One other thing is if the third parties (all of them) can pull enough votes to prevent either major party candidate from getting 270 electoral votes (which is not out of the realm of possibility at all and has happened twice before), you get basically a big red reset button and the decision goes to the House (for the President) and the Senate (for the VP).. .then yo really get complicated but it does allow for a stop and breathe moment to reevaluate the situation based on changing factors (candidate's health, mental state, hacking revelations, foreign involvement revelations, etc)
Maybe there's another way to look at it, too. It's been quite a while since there's been a major party realignment -- maybe as far back as the replacement of the Whig Party by the Republicans. There's obviously been some movement within and between the R's and D's since then, but it's been pretty static in terms of it being a two-party system. The modern political system is essentially built on the existence of those two major parties.
People in general identify as members of one or the other party, and that self-identification is very compelling for reasons that are often more emotional than rational. To convince a person to move between parties is a big deal, but not terribly frightening.
But to move from that stable two-party foundation to a
different party -- that's very disconcerting, and even scary. One must deal with a lot of uncertainty, and grapple with ideas that were not even in play with the two major parties, whose basic tenets have been long-established, if often honored in the breach. It's damned frightening. It took me a long time to work up to saying in public that I would not support the GOP candidate.
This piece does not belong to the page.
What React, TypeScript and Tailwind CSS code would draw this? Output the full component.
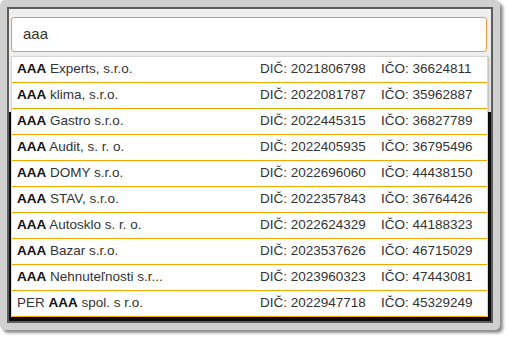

Now consider what happens in a year when there are two train-wreck candidates whose very nominations prove that the current parties are irretrievably broken. This makes it easier for people to consider alternative political parties, and perhaps it begins the realignment process into a different set of viable political parties. I've long wondered why a more centrist party hasn't emerged from the rubble that used to be inhabited by rational Democrats and moderate Republicans. Maybe this is the year that realignment begins.